### Work to be completed:
The material below has pictures in it. Set down only the lines from the line containing "Give me the" through the line containing "its top half.", word for word, and leave the pictures behind.

### Provided data:

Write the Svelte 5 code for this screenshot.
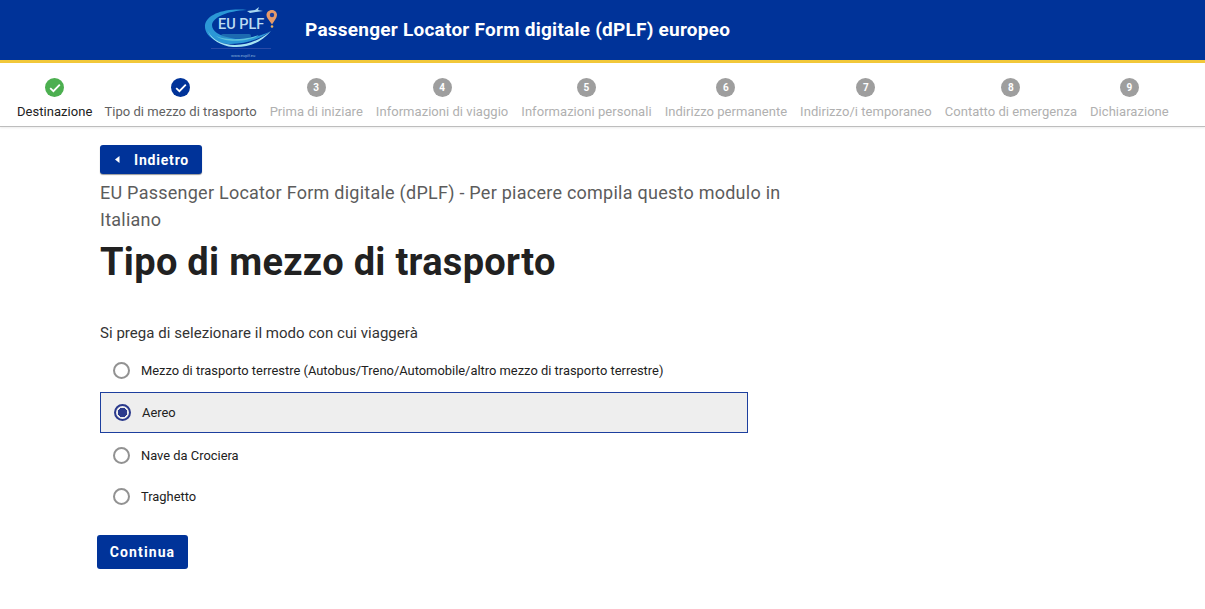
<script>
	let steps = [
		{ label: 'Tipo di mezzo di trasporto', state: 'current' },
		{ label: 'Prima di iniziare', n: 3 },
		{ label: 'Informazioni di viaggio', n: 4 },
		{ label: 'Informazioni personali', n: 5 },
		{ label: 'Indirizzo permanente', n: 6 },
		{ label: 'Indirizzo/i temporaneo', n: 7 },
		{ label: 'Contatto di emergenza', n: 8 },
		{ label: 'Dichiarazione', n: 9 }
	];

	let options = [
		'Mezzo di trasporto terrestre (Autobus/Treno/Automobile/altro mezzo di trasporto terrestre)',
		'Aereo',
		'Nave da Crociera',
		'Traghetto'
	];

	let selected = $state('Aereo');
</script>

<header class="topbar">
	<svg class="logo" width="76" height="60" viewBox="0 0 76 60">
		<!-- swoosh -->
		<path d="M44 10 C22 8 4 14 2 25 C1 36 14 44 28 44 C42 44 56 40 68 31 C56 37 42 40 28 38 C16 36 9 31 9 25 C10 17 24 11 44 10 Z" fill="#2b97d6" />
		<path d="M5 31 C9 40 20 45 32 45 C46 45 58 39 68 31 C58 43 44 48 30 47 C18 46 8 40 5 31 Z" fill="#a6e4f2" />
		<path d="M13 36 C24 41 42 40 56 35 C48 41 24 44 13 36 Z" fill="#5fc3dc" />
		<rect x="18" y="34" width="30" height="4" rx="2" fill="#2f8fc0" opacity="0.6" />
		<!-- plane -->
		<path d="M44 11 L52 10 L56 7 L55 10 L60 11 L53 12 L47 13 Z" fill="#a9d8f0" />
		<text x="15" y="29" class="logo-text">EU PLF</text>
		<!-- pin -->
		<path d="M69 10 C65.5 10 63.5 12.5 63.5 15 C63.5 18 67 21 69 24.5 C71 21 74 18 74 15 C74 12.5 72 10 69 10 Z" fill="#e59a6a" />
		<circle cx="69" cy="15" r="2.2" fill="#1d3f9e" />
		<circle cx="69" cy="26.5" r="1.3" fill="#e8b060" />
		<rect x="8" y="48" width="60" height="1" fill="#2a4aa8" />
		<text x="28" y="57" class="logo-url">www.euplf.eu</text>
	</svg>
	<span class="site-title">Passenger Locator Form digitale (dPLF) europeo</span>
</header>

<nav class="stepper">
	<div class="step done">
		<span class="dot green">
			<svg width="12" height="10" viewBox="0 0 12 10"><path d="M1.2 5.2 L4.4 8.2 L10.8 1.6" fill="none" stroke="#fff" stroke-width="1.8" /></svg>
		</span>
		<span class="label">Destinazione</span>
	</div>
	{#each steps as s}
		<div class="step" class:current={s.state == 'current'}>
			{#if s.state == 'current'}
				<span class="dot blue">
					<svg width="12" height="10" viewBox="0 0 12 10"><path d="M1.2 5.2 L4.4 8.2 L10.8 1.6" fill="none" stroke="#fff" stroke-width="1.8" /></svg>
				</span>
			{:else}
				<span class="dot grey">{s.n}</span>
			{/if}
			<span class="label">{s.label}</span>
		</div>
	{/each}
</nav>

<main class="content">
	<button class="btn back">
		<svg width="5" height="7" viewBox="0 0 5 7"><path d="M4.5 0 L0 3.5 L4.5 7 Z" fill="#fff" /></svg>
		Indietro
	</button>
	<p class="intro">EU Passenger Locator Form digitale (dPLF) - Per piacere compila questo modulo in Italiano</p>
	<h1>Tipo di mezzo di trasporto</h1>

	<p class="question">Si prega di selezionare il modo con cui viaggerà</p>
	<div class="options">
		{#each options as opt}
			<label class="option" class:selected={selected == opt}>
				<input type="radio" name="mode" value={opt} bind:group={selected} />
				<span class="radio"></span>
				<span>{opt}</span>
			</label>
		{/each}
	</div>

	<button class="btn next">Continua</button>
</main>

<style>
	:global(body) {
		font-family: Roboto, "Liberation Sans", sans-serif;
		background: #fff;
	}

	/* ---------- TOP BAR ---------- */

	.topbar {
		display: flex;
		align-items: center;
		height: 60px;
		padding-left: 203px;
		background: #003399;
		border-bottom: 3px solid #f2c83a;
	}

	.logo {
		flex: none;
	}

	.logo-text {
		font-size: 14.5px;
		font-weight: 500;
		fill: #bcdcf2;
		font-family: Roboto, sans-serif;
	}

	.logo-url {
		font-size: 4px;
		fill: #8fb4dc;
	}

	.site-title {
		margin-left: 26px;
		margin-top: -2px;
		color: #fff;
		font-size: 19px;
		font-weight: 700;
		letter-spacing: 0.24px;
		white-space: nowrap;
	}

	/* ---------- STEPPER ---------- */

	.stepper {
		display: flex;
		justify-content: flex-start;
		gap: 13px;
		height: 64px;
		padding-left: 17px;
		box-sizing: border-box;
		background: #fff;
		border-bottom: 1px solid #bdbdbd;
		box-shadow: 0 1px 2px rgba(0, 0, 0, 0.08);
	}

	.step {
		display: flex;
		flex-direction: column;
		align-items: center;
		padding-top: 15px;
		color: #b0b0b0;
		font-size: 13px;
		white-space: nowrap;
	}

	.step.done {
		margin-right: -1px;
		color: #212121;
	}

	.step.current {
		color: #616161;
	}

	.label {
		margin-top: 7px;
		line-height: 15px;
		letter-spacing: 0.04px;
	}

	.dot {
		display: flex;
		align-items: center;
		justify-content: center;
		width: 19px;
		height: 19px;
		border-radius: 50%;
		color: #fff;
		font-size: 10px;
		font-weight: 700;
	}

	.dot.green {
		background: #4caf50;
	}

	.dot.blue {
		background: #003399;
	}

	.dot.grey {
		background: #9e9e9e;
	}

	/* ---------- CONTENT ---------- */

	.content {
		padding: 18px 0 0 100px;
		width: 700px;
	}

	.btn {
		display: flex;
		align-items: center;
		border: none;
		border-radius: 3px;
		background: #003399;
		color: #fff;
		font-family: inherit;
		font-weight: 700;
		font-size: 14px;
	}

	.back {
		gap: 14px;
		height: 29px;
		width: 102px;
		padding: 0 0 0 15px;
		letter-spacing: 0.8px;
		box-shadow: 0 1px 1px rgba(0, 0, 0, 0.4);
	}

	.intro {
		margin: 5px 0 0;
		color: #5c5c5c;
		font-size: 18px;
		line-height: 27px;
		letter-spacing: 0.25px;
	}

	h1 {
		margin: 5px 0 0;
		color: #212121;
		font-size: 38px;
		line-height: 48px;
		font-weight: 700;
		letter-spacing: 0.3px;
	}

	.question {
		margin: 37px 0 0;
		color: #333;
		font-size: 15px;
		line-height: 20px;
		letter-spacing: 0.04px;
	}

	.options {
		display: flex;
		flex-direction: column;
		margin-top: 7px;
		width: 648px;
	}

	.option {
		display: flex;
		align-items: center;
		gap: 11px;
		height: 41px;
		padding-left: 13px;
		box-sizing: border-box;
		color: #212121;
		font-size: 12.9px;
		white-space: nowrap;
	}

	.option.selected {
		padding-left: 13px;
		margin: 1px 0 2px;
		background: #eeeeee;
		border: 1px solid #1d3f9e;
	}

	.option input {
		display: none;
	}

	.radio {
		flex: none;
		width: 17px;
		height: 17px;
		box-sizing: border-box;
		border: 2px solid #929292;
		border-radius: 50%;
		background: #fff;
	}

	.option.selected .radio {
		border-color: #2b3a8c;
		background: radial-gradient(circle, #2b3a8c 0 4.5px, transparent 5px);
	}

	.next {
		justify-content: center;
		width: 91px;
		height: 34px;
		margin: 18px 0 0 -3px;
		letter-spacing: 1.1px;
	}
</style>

==

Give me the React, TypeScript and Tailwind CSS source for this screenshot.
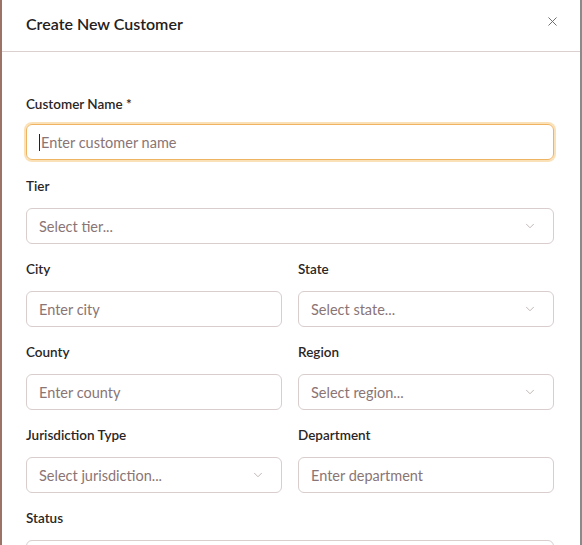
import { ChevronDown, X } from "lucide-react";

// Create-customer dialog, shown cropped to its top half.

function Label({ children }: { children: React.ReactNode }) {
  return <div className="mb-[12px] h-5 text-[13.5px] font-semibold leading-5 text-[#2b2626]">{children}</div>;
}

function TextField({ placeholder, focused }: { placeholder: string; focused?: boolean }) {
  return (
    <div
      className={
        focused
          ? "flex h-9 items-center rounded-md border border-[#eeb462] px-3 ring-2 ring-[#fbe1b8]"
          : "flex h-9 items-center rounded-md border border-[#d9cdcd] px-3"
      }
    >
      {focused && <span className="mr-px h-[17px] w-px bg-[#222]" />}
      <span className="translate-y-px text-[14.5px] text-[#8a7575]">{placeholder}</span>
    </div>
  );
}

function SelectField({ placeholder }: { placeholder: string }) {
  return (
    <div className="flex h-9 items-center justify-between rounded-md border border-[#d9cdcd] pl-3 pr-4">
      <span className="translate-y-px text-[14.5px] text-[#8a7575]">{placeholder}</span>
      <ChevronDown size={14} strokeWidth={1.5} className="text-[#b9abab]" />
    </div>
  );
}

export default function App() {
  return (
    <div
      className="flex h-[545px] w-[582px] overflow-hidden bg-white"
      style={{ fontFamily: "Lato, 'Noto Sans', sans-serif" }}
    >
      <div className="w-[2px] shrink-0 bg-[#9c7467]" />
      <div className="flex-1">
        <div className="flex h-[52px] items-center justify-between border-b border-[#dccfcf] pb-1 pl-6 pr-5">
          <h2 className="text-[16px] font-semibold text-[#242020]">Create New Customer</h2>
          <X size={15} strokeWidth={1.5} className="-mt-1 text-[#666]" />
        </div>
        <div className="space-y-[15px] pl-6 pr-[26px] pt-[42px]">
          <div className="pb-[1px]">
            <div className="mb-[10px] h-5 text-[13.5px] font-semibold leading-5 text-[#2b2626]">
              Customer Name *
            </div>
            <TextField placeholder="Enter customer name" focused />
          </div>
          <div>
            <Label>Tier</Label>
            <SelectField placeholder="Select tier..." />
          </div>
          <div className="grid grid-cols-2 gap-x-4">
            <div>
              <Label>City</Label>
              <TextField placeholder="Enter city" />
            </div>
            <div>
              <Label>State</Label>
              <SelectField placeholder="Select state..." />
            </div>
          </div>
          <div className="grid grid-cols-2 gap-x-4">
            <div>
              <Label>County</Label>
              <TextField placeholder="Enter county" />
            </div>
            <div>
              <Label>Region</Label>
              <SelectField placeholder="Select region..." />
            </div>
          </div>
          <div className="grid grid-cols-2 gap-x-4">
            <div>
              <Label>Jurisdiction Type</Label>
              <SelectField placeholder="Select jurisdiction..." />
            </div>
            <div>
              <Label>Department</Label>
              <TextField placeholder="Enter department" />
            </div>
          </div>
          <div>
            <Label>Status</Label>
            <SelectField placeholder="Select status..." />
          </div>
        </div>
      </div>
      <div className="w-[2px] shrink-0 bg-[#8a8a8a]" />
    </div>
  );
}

...

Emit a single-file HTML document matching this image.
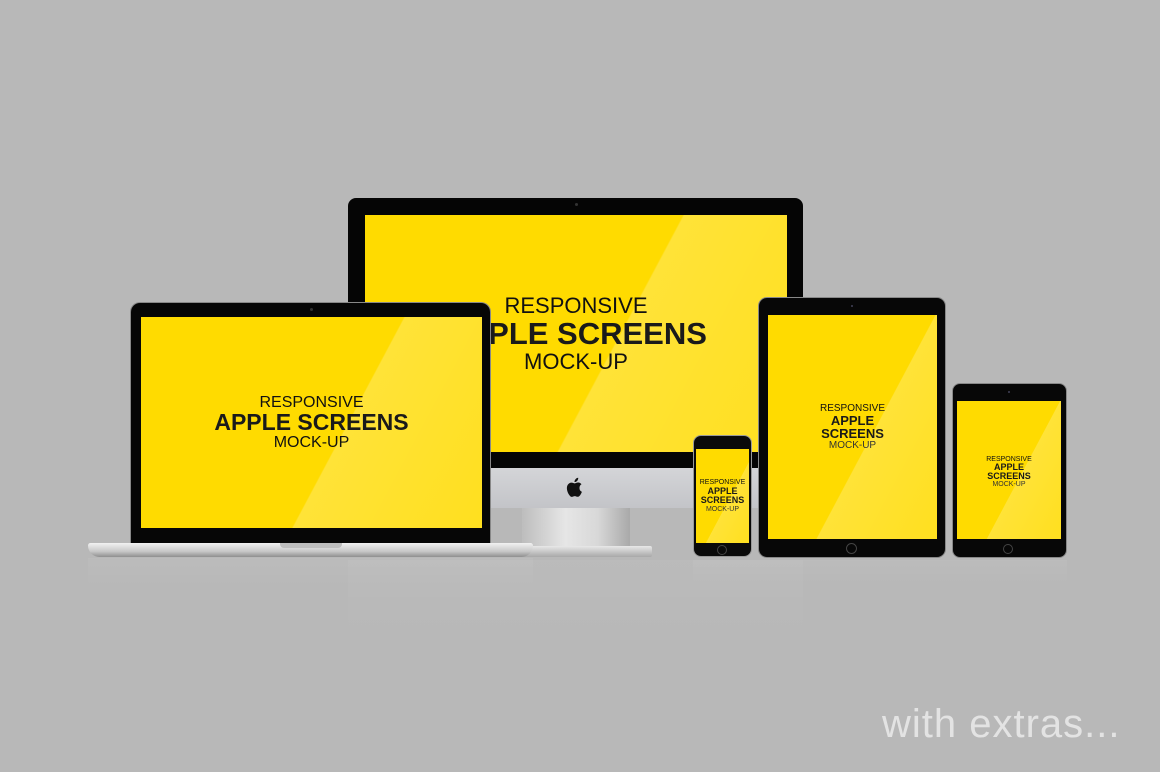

### Output for this task:
Give me the React, TypeScript and Tailwind CSS source for this screenshot.
import { ChevronDown, X } from "lucide-react";

// Create-customer dialog, shown cropped to its top half.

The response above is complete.